Следователь с виду был человек как человек, и вопросы он задавал простые: имя, фамилия, возраст и всякое такое прочее. На мои попытки выяснить, что собственно происходит, почему меня схватили на улице и доставили в полицию, следовал жёсткий ответ: всему своё время. Лишь один раз улыбнулся проницательно и ответил вопросом на вопрос:
— А сами не догадываетесь?
О чём можно догадываться? Я гражданин настолько добропорядочный, что даже биографией не обзавёлся, сплошное: «нет, не был, не имел…» Даже не участвовал ни в чём, разве что в советскую эпоху в коммунистических субботниках. Но за это пока в полицию не забирают.
Я уже собрался высказать всё это на повышенных тонах, как следователь перешёл к делу.
— Вы обвиняетесь в том, что в период с пятнадцатого мая по пятнадцатое сентября сего года вами были похищены и изнасилованы сто восемнадцать девочек двенадцати-тринадцати лет.
Наверное, я должен был упасть в обморок или расхохотаться, но обвинение звучало столь нелепо, что я также нелепо начал оправдываться:
— Помилуйте, мне семьдесят лет, я и женой-то уже не сплю, какие могут быть девочки, да ещё каждую ночь?
— Ещё бы вы могли спать с женой после столь бурных приключений.
— Да нет, ерунду вы говорите. Как это возможно, за четыре месяца похитить сотню маленьких девочек? Они, что, сами за похитителем шли?
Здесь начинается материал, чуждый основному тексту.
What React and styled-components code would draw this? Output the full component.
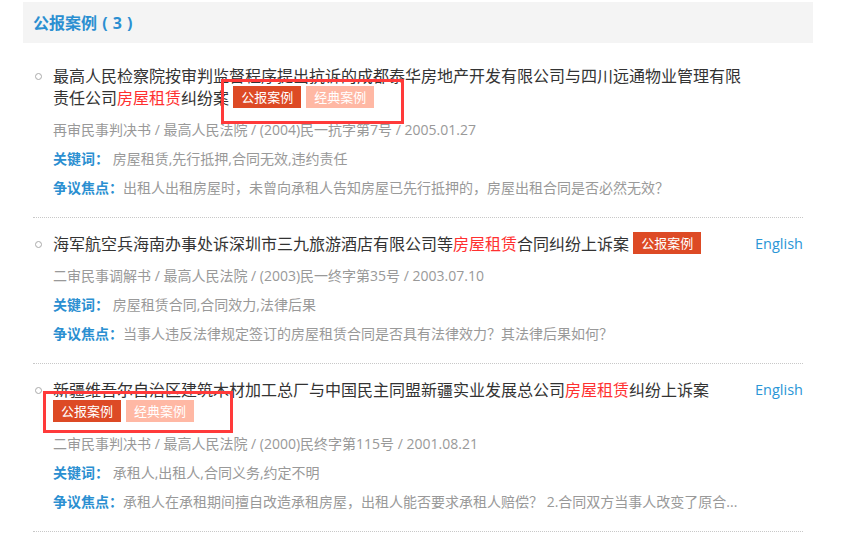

— Не просто за похитителем, а за вами. Тут есть одна тонкость. Вы пожилой человек, к тому же, у вас интеллигентная внешность. Вас не боятся, подпускают близко. Так и быть, расскажу, что делаете вы… Вы хватаете ребёнка, запихиваете в машину, скотчем заклеиваете рот и связываете руки, на голову накидываете мешок, так что жертва не может видеть, куда вы её везёте. Просто удивительно, что ни одна из ваших жертв не задохнулась. Вы будете оправдываться, что не убили ни одной из похищенных девочек, но вы же понимаете, что это чистая случайность. Ну что, дальше расскажете сами или мне продолжать?
— Какой бред вы несёте, — только и смог выдавить я.
— Хорошо, продолжим. Связанную жертву вы отвозили на вашу московскую квартиру, где всю ночь насиловали. Адрес квартиры пока не установлен, но вы же понимаете, что это вопрос времени.
Наконец меня прорвало.
— Прекратите паясничать! — закричал я, и сам удивился, какой у меня тонкий, дребезжащий голос. — Какая, к чёрту, московская квартира? У меня никогда не было московской квартиры! Я и в Москве уже десять лет, как не был. И автомобиля у меня нет, и прав — тоже. Я и ездить-то не умею. Так что придумайте что-нибудь поумнее. Изнасиловать я тоже никого не смогу, даже если бы захотел; у меня простатит, это вам любая экспертиза скажет.
Я задохнулся и замолчал.
— Про экспертизу вы удачно вспомнили, — медленно произнёс следователь. — Так вот, экспертиза утверждает, что на обуви, одежде, на телефонах пострадавших, которые вы отнимали, а потом возвращали, прежде чем отпустить девочек, остались отпечатки ваших пальцев.
— Откуда у вас мои отпечатки?!
— Не беспокойтесь, имеются. А если понадобится, снимем ещё. Кстати, биохимическая экспертиза — знаете, что это такое? — однозначно говорит, что все сто восемнадцать девочек изнасилованы одним человеком, и этот человек — вы.
Дальше помни плохо. Кажется, я орал, призывая засунуть результаты экспертиз в задний проход и доказывая, что невозможно каждый день кататься из Питера в Москву и обратно, а следователь усмехался и говорил:
— Зачем же каждый день? Достаточно изредка. Кто вас в Питере видел? Пенсионер, тихоня, сидит в квартире безвылазно. Вас только жена и видит, так она человек заинтересованный, её алиби можно не принимать во внимание.
В конце концов, мне стало худо с сердцем, следователь вызвал врача, и в себя я пришёл только в камере. Хорошо хоть инфаркта не случилось, что вполне могло быть. Действительно, вышел в магазин, творога купить, ещё чего-то, а тут подошли товарищи в штатском, без долгих разговоров запихнули в машину — и понеслось. Не скажу, как московских девочек, а меня следователь изнасиловал по полной программе. Теперь осталось только с утра домой отпустить.
С утра никуда меня не отпустили, а вновь потащили к дознавателю. Тот сидел в своём кабинете, и вид у него был такой, словно он и не выходил из него всю ночь. Хотя, кто их знает, дознавателей… это мне вкололи какую-то пакость, я и спал без просыпу, а на его долю пакости не хватило, так он сидел и умышлял.